Is memcpy() / mktime() thread-safe on iOS & Android?

问题: I have a C library which I'm cross-compiling to use in Android & iOS apps. It makes use of memcpy() and mktime() so I want to know if these functions are implicitly t...

问题:

I have a C library which I'm cross-compiling to use in Android & iOS apps.

It makes use of memcpy() and mktime() so I want to know if these functions are implicitly thread-safe when used in multi-threaded environments.

iOS apps compiled with modern Xcode and Android libraries compiled with modern Android NDK use a clang compiler which is LLVM-based.

I've reviewed the following questions, but have been unable to find a definitive answer:


回答1:

POSIX requires of conforming implementations that all functions it standardizes be thread safe, with the exception of a relatively short list of functions. memcpy() and mktime() are both covered by POSIX, and neither is on the list of exceptions, so POSIX requires them to be thread safe (but read on).

Note well, however, that this is not a matter of the compiler used, but rather of the C library that supports your application. I recall Apple's C libraries being non-conforming in some areas. Nevertheless, there's nothing in particular about memcpy() and mktime() that makes them inherently risky from a thread safety perspective. That is, there's no reason to expect that they access any shared data, except any provided to them via their arguments.

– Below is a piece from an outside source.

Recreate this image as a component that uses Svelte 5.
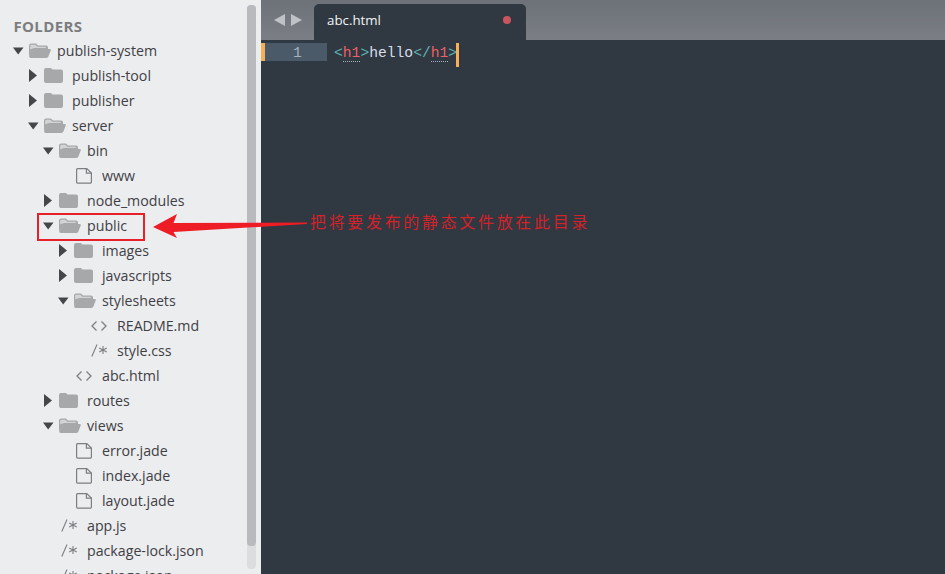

And there's the rub. You can rely on memcpy() and mktime() not to, say, rely internally on static data, but POSIX's requirement for thread safety does not extend to working as documented in the face of data races you create through choice of arguments. Thus, for example, if two different threads call memcpy(), and the target region of one call overlaps either the source or target region of the other, then you need some flavor of synchronization between the threads.


回答2:

The question if memcpy() is thread-safe might be discussible.

I would say that memcpy() is indeed thread-safe. It doesn't rely on a (global) state, which could be mangled up by multiple instances of memcpy() running. This, however, doesn't mean, that there is some magic preventing a memory area, which is concurrently the copy destination of multiple threads doing memcpy() gets badly mangled up, i.e. the copy process as a whole is not atomic. You would have to care yourself using mutexes to ensure atomicity.

mktime() is trivially threadsafe, since it doesn't use static buffers, use a global state or similar. The manpage mentions a few functions from that family being not threadsafe (those have corresponding *_r functions), but mktime() is not amongst those.